▶ **Required task**
Write out the listing below without alteration, omitting its pictures.

-- BEGIN Data section --

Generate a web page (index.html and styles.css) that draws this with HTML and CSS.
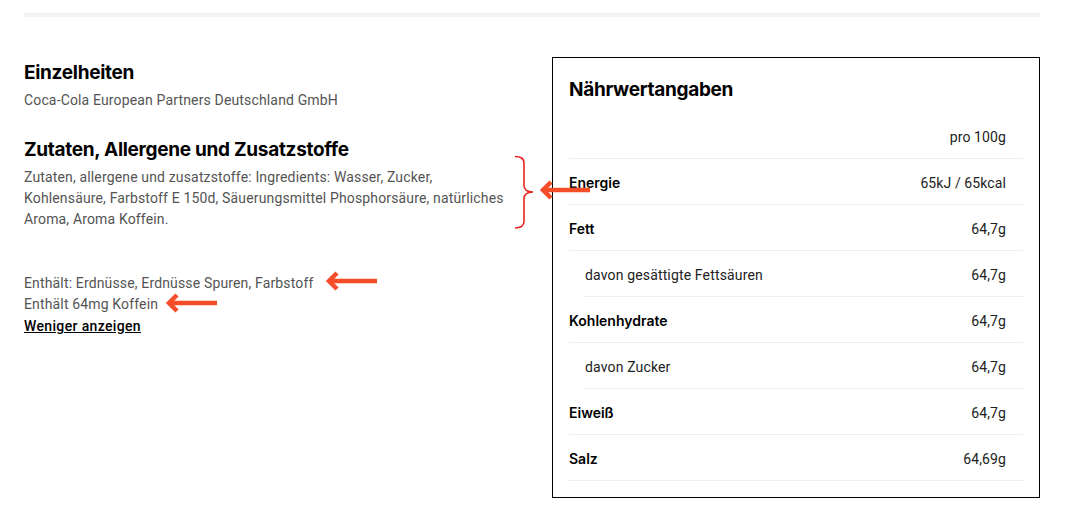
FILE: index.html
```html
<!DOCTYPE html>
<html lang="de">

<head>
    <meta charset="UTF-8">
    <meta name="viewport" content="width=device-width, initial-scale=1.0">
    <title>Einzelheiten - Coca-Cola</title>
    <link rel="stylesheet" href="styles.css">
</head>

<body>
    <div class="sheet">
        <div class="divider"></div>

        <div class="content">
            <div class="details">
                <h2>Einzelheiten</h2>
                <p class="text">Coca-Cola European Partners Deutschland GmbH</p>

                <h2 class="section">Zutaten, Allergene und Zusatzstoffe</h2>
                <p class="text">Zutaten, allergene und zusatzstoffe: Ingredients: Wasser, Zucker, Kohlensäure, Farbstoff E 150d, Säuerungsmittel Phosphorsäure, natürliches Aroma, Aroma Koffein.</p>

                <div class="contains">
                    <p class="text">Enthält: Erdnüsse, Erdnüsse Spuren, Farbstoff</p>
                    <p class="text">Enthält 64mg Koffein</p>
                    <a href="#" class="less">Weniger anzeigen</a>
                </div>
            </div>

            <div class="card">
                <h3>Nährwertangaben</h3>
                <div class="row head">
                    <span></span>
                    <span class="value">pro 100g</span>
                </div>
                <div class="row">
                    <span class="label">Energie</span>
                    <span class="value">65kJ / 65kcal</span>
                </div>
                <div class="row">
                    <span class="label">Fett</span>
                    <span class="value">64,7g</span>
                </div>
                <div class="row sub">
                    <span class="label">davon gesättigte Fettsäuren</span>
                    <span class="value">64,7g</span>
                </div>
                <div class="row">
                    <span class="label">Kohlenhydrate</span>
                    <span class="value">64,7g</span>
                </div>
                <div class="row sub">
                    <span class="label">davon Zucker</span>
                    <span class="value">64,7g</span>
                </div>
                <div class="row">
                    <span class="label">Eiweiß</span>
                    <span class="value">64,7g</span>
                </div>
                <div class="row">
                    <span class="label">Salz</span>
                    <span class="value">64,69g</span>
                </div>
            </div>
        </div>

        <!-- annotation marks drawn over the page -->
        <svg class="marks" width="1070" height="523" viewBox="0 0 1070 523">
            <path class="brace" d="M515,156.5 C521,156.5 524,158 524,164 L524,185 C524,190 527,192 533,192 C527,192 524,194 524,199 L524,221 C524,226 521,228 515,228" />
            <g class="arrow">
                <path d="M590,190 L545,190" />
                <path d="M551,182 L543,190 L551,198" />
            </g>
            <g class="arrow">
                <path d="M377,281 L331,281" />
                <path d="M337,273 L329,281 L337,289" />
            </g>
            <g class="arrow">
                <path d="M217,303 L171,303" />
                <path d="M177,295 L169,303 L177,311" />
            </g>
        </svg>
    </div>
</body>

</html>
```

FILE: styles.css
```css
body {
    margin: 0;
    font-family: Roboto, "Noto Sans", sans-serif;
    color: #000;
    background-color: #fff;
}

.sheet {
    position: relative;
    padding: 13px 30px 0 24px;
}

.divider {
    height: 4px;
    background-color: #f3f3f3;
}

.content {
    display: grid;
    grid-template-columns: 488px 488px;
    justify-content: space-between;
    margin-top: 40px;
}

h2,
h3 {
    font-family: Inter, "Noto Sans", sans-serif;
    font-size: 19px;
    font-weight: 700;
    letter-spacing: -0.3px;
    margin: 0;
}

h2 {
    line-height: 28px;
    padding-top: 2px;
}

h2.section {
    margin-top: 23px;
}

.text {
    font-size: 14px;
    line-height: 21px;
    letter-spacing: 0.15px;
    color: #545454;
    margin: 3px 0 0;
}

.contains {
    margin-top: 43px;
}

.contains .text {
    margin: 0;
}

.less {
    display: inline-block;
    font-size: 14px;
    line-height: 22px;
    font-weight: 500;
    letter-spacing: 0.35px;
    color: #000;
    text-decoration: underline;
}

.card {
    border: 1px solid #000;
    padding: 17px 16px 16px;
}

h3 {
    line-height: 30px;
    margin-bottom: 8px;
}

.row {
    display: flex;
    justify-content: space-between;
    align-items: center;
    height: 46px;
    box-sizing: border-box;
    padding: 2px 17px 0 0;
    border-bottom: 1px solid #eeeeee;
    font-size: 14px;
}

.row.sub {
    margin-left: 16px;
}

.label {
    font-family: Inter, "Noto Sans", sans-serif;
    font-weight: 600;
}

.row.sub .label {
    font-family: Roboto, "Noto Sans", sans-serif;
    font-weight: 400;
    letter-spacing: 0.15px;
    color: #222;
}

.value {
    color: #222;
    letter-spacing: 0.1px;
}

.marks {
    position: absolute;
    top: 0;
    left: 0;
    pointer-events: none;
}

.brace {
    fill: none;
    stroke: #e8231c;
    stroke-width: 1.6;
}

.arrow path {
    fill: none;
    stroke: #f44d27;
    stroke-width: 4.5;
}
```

-- END Data section --

▶ **The completed task**
Generate a web page (index.html and styles.css) that draws this with HTML and CSS.
FILE: index.html
```html
<!DOCTYPE html>
<html lang="de">

<head>
    <meta charset="UTF-8">
    <meta name="viewport" content="width=device-width, initial-scale=1.0">
    <title>Einzelheiten - Coca-Cola</title>
    <link rel="stylesheet" href="styles.css">
</head>

<body>
    <div class="sheet">
        <div class="divider"></div>

        <div class="content">
            <div class="details">
                <h2>Einzelheiten</h2>
                <p class="text">Coca-Cola European Partners Deutschland GmbH</p>

                <h2 class="section">Zutaten, Allergene und Zusatzstoffe</h2>
                <p class="text">Zutaten, allergene und zusatzstoffe: Ingredients: Wasser, Zucker, Kohlensäure, Farbstoff E 150d, Säuerungsmittel Phosphorsäure, natürliches Aroma, Aroma Koffein.</p>

                <div class="contains">
                    <p class="text">Enthält: Erdnüsse, Erdnüsse Spuren, Farbstoff</p>
                    <p class="text">Enthält 64mg Koffein</p>
                    <a href="#" class="less">Weniger anzeigen</a>
                </div>
            </div>

            <div class="card">
                <h3>Nährwertangaben</h3>
                <div class="row head">
                    <span></span>
                    <span class="value">pro 100g</span>
                </div>
                <div class="row">
                    <span class="label">Energie</span>
                    <span class="value">65kJ / 65kcal</span>
                </div>
                <div class="row">
                    <span class="label">Fett</span>
                    <span class="value">64,7g</span>
                </div>
                <div class="row sub">
                    <span class="label">davon gesättigte Fettsäuren</span>
                    <span class="value">64,7g</span>
                </div>
                <div class="row">
                    <span class="label">Kohlenhydrate</span>
                    <span class="value">64,7g</span>
                </div>
                <div class="row sub">
                    <span class="label">davon Zucker</span>
                    <span class="value">64,7g</span>
                </div>
                <div class="row">
                    <span class="label">Eiweiß</span>
                    <span class="value">64,7g</span>
                </div>
                <div class="row">
                    <span class="label">Salz</span>
                    <span class="value">64,69g</span>
                </div>
            </div>
        </div>

        <!-- annotation marks drawn over the page -->
        <svg class="marks" width="1070" height="523" viewBox="0 0 1070 523">
            <path class="brace" d="M515,156.5 C521,156.5 524,158 524,164 L524,185 C524,190 527,192 533,192 C527,192 524,194 524,199 L524,221 C524,226 521,228 515,228" />
            <g class="arrow">
                <path d="M590,190 L545,190" />
                <path d="M551,182 L543,190 L551,198" />
            </g>
            <g class="arrow">
                <path d="M377,281 L331,281" />
                <path d="M337,273 L329,281 L337,289" />
            </g>
            <g class="arrow">
                <path d="M217,303 L171,303" />
                <path d="M177,295 L169,303 L177,311" />
            </g>
        </svg>
    </div>
</body>

</html>
```

FILE: styles.css
```css
body {
    margin: 0;
    font-family: Roboto, "Noto Sans", sans-serif;
    color: #000;
    background-color: #fff;
}

.sheet {
    position: relative;
    padding: 13px 30px 0 24px;
}

.divider {
    height: 4px;
    background-color: #f3f3f3;
}

.content {
    display: grid;
    grid-template-columns: 488px 488px;
    justify-content: space-between;
    margin-top: 40px;
}

h2,
h3 {
    font-family: Inter, "Noto Sans", sans-serif;
    font-size: 19px;
    font-weight: 700;
    letter-spacing: -0.3px;
    margin: 0;
}

h2 {
    line-height: 28px;
    padding-top: 2px;
}

h2.section {
    margin-top: 23px;
}

.text {
    font-size: 14px;
    line-height: 21px;
    letter-spacing: 0.15px;
    color: #545454;
    margin: 3px 0 0;
}

.contains {
    margin-top: 43px;
}

.contains .text {
    margin: 0;
}

.less {
    display: inline-block;
    font-size: 14px;
    line-height: 22px;
    font-weight: 500;
    letter-spacing: 0.35px;
    color: #000;
    text-decoration: underline;
}

.card {
    border: 1px solid #000;
    padding: 17px 16px 16px;
}

h3 {
    line-height: 30px;
    margin-bottom: 8px;
}

.row {
    display: flex;
    justify-content: space-between;
    align-items: center;
    height: 46px;
    box-sizing: border-box;
    padding: 2px 17px 0 0;
    border-bottom: 1px solid #eeeeee;
    font-size: 14px;
}

.row.sub {
    margin-left: 16px;
}

.label {
    font-family: Inter, "Noto Sans", sans-serif;
    font-weight: 600;
}

.row.sub .label {
    font-family: Roboto, "Noto Sans", sans-serif;
    font-weight: 400;
    letter-spacing: 0.15px;
    color: #222;
}

.value {
    color: #222;
    letter-spacing: 0.1px;
}

.marks {
    position: absolute;
    top: 0;
    left: 0;
    pointer-events: none;
}

.brace {
    fill: none;
    stroke: #e8231c;
    stroke-width: 1.6;
}

.arrow path {
    fill: none;
    stroke: #f44d27;
    stroke-width: 4.5;
}
```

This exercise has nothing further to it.